Summary of the Invention

Problems to be Solved by the Invention

[0005] Typically, power conversion units such as inverters are mounted in the narrow space of the vehicle's front compartment, and electrical connectors must be connected within this confined space. On the other hand, on the electrical connector side, as shown in Patent Document 1, the connector terminals through which current flows and the interlock terminals that detect the connection of the connector terminals are usually fitted together by interlocking terminals. The terminals are located close together in a narrow space, and the mating area of ​​the interlock terminal is often extremely small. This working environment can make the fastening process difficult. For example, as shown in Figure 3, the axis of the connector and the axis of the inverter may not align, and the connector may be inserted at an angle. In such cases, problems may arise such as attempting to assemble the interlock terminal incorrectly, or difficulty in mating the small interlock terminals, resulting in wasted time. Patent Document 1 does not address these problems, and if the connection remains uncertain, it may cause trouble in subsequent processes or result in defective products.

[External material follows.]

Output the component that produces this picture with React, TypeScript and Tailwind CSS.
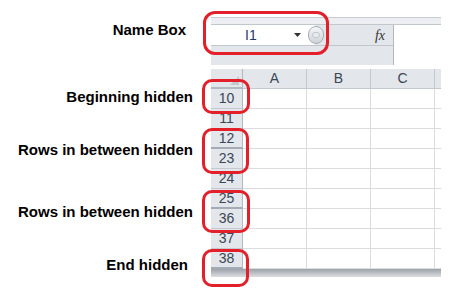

[0006] The present invention has been made in view of the above-mentioned technical problems, and the object of the present invention is to provide an interlock mechanism that can prevent interlock terminals from being assembled incorrectly. [Means for solving the problem]

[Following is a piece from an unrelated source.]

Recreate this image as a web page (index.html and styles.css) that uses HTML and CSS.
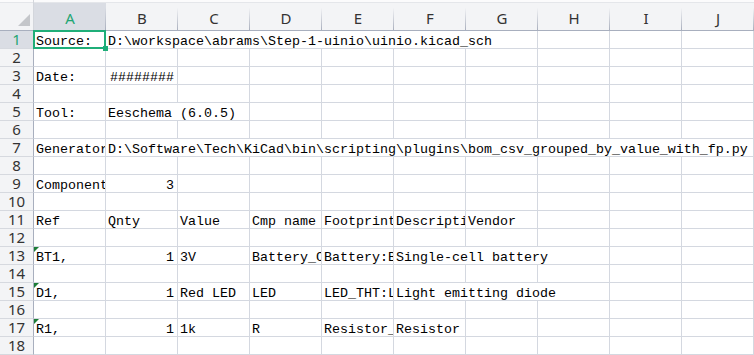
FILE: index.html
```html
<!DOCTYPE html>
<html lang="en">
<head>
    <meta charset="UTF-8">
    <title>uinio.csv</title>
    <link rel="stylesheet" href="styles.css">
</head>
<body>
    <div class="sheet">
        <!-- cabecera de columnas -->
        <div class="corner"><span class="tri"></span></div>
        <div class="col active">A</div>
        <div class="col">B</div>
        <div class="col">C</div>
        <div class="col">D</div>
        <div class="col">E</div>
        <div class="col">F</div>
        <div class="col">G</div>
        <div class="col">H</div>
        <div class="col">I</div>
        <div class="col">J</div>

        <!-- 1 -->
        <div class="rh active">1</div>
        <div class="c sel">Source:</div>
        <div class="c span6">D:\workspace\abrams\Step-1-uinio\uinio.kicad_sch</div>
        <div class="c"></div><div class="c"></div><div class="c"></div>

        <!-- 2 -->
        <div class="rh">2</div>
        <div class="c"></div><div class="c"></div><div class="c"></div><div class="c"></div><div class="c"></div>
        <div class="c"></div><div class="c"></div><div class="c"></div><div class="c"></div><div class="c"></div>

        <!-- 3 -->
        <div class="rh">3</div>
        <div class="c">Date:</div>
        <div class="c num">########</div>
        <div class="c"></div><div class="c"></div><div class="c"></div><div class="c"></div>
        <div class="c"></div><div class="c"></div><div class="c"></div><div class="c"></div>

        <!-- 4 -->
        <div class="rh">4</div>
        <div class="c"></div><div class="c"></div><div class="c"></div><div class="c"></div><div class="c"></div>
        <div class="c"></div><div class="c"></div><div class="c"></div><div class="c"></div><div class="c"></div>

        <!-- 5 -->
        <div class="rh">5</div>
        <div class="c">Tool:</div>
        <div class="c span2">Eeschema (6.0.5)</div>
        <div class="c"></div><div class="c"></div><div class="c"></div><div class="c"></div>
        <div class="c"></div><div class="c"></div><div class="c"></div>

        <!-- 6 -->
        <div class="rh">6</div>
        <div class="c"></div><div class="c"></div><div class="c"></div><div class="c"></div><div class="c"></div>
        <div class="c"></div><div class="c"></div><div class="c"></div><div class="c"></div><div class="c"></div>

        <!-- 7 -->
        <div class="rh">7</div>
        <div class="c">Generator</div>
        <div class="c span9">D:\Software\Tech\KiCad\bin\scripting\plugins\bom_csv_grouped_by_value_with_fp.py</div>

        <!-- 8 -->
        <div class="rh">8</div>
        <div class="c"></div><div class="c"></div><div class="c"></div><div class="c"></div><div class="c"></div>
        <div class="c"></div><div class="c"></div><div class="c"></div><div class="c"></div><div class="c"></div>

        <!-- 9 -->
        <div class="rh">9</div>
        <div class="c">Components</div>
        <div class="c num">3</div>
        <div class="c"></div><div class="c"></div><div class="c"></div><div class="c"></div>
        <div class="c"></div><div class="c"></div><div class="c"></div><div class="c"></div>

        <!-- 10 -->
        <div class="rh">10</div>
        <div class="c"></div><div class="c"></div><div class="c"></div><div class="c"></div><div class="c"></div>
        <div class="c"></div><div class="c"></div><div class="c"></div><div class="c"></div><div class="c"></div>

        <!-- 11 -->
        <div class="rh">11</div>
        <div class="c">Ref</div>
        <div class="c">Qnty</div>
        <div class="c">Value</div>
        <div class="c">Cmp name</div>
        <div class="c">Footprint</div>
        <div class="c">Description</div>
        <div class="c">Vendor</div>
        <div class="c"></div><div class="c"></div><div class="c"></div>

        <!-- 12 -->
        <div class="rh">12</div>
        <div class="c"></div><div class="c"></div><div class="c"></div><div class="c"></div><div class="c"></div>
        <div class="c"></div><div class="c"></div><div class="c"></div><div class="c"></div><div class="c"></div>

        <!-- 13 -->
        <div class="rh">13</div>
        <div class="c flagged"><span class="flag"></span>BT1,</div>
        <div class="c num">1</div>
        <div class="c">3V</div>
        <div class="c">Battery_Cell</div>
        <div class="c">Battery:BatteryHolder_Keystone_1058_1x2032</div>
        <div class="c span3">Single-cell battery</div>
        <div class="c"></div><div class="c"></div>

        <!-- 14 -->
        <div class="rh">14</div>
        <div class="c"></div><div class="c"></div><div class="c"></div><div class="c"></div><div class="c"></div>
        <div class="c"></div><div class="c"></div><div class="c"></div><div class="c"></div><div class="c"></div>

        <!-- 15 -->
        <div class="rh">15</div>
        <div class="c flagged"><span class="flag"></span>D1,</div>
        <div class="c num">1</div>
        <div class="c">Red LED</div>
        <div class="c">LED</div>
        <div class="c">LED_THT:LED_D5.0mm</div>
        <div class="c span3">Light emitting diode</div>
        <div class="c"></div><div class="c"></div>

        <!-- 16 -->
        <div class="rh">16</div>
        <div class="c"></div><div class="c"></div><div class="c"></div><div class="c"></div><div class="c"></div>
        <div class="c"></div><div class="c"></div><div class="c"></div><div class="c"></div><div class="c"></div>

        <!-- 17 -->
        <div class="rh">17</div>
        <div class="c flagged"><span class="flag"></span>R1,</div>
        <div class="c num">1</div>
        <div class="c">1k</div>
        <div class="c">R</div>
        <div class="c">Resistor_THT:R_Axial_DIN0207</div>
        <div class="c">Resistor</div>
        <div class="c"></div><div class="c"></div><div class="c"></div><div class="c"></div>

        <!-- 18 -->
        <div class="rh">18</div>
        <div class="c"></div><div class="c"></div><div class="c"></div><div class="c"></div><div class="c"></div>
        <div class="c"></div><div class="c"></div><div class="c"></div><div class="c"></div><div class="c"></div>
    </div>
</body>
</html>
```

FILE: styles.css
```css
body {
    margin: 0;
    background: #ffffff;
    overflow: hidden;
}
.sheet {
    display: grid;
    grid-template-columns: 34px repeat(10, 72px);
    grid-template-rows: 31px;
    grid-auto-rows: 18px;
}
/* cabecera */
.corner,
.col {
    box-sizing: border-box;
    border-bottom: 1px solid #a8afbe;
    background:
        linear-gradient(to bottom, #fbfbfc 0, #fbfbfc 2px, #e4e6ea 2px, #e4e6ea 3px, transparent 3px),
        #f3f4f6;
}
.corner {
    display: flex;
    justify-content: flex-end;
    align-items: flex-end;
    padding: 0 3px 4px 0;
    border-right: 1px solid #d3d6dc;
}
.tri {
    width: 0;
    height: 0;
    border-left: 12px solid transparent;
    border-bottom: 12px solid #c4c6ca;
}
.col {
    display: flex;
    justify-content: center;
    align-items: center;
    padding-top: 6px;
    font-family: "Noto Sans", sans-serif;
    font-size: 15px;
    color: #333333;
    background:
        linear-gradient(to bottom, #fbfbfc 0, #fbfbfc 2px, #e4e6ea 2px, #e4e6ea 3px, transparent 3px),
        linear-gradient(to bottom, rgba(170, 176, 190, 0) 25%, #aab0be) right top / 1px 100% no-repeat,
        #f3f4f6;
}
.col.active {
    color: #1fa673;
    background:
        linear-gradient(to bottom, #fbfbfc 0, #fbfbfc 2px, #e4e6ea 2px, #e4e6ea 3px, transparent 3px),
        linear-gradient(to bottom, rgba(170, 176, 190, 0) 25%, #aab0be) right top / 1px 100% no-repeat,
        #dadde4;
}
.rh {
    box-sizing: border-box;
    display: flex;
    justify-content: center;
    align-items: center;
    background: #f3f4f6;
    border-right: 1px solid #a8afbe;
    border-bottom: 1px solid #d6d9df;
    font-family: "Noto Sans", sans-serif;
    font-size: 15px;
    line-height: 17px;
    color: #333333;
}
.rh.active {
    background: #dadde4;
    color: #1fa673;
}
/* celdas */
.c {
    box-sizing: border-box;
    border-right: 1px solid #d4d8e0;
    border-bottom: 1px solid #d4d8e0;
    padding: 3px 2px 0 2px;
    font-family: "Liberation Mono", "DejaVu Sans Mono", monospace;
    font-size: 13.33px;
    line-height: 15px;
    color: #000000;
    white-space: nowrap;
    overflow: hidden;
}
.num {
    text-align: right;
    padding-right: 3px;
}
.span2 { grid-column: span 2; }
.span3 { grid-column: span 3; }
.span6 { grid-column: span 6; }
.span9 { grid-column: span 9; }
.sel {
    position: relative;
    overflow: visible;
}
.sel::before {
    content: "";
    position: absolute;
    left: -1px;
    top: -1px;
    right: -1px;
    bottom: -1px;
    border: 2px solid #1fae78;
}
.sel::after {
    content: "";
    position: absolute;
    right: -3px;
    bottom: -3px;
    width: 5px;
    height: 5px;
    background: #1fae78;
}
.flagged {
    position: relative;
}
.flag {
    position: absolute;
    left: 0;
    top: 0;
    width: 0;
    height: 0;
    border-top: 5px solid #1c7d36;
    border-right: 5px solid transparent;
}
```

[0007] To achieve the above objective, the present invention provides an interlock mechanism used to detect whether a power unit and an electrical connector are electrically connected, comprising a connector-side interlock terminal and a unit-side interlock terminal within a housing, wherein one end of the connector-side interlock terminal is capable of directly or indirectly contacting and pressing a portion of the electrical connector, and the other end is capable of contacting or separating from the unit-side interlock terminal, and at least one elastic member is disposed between the connector-side interlock terminal and the unit-side interlock terminal to act to separate the other end of the connector-side interlock terminal from the unit-side interlock terminal. Note that the power unit according to the present invention is a general term for devices connected to an electrical connector, such as inverters, converters, and high-voltage power supplies, and does not refer to a specific device or unit. Also, the electrical connector according to the present invention is a general term for connectors including low-voltage connectors and high-voltage connectors.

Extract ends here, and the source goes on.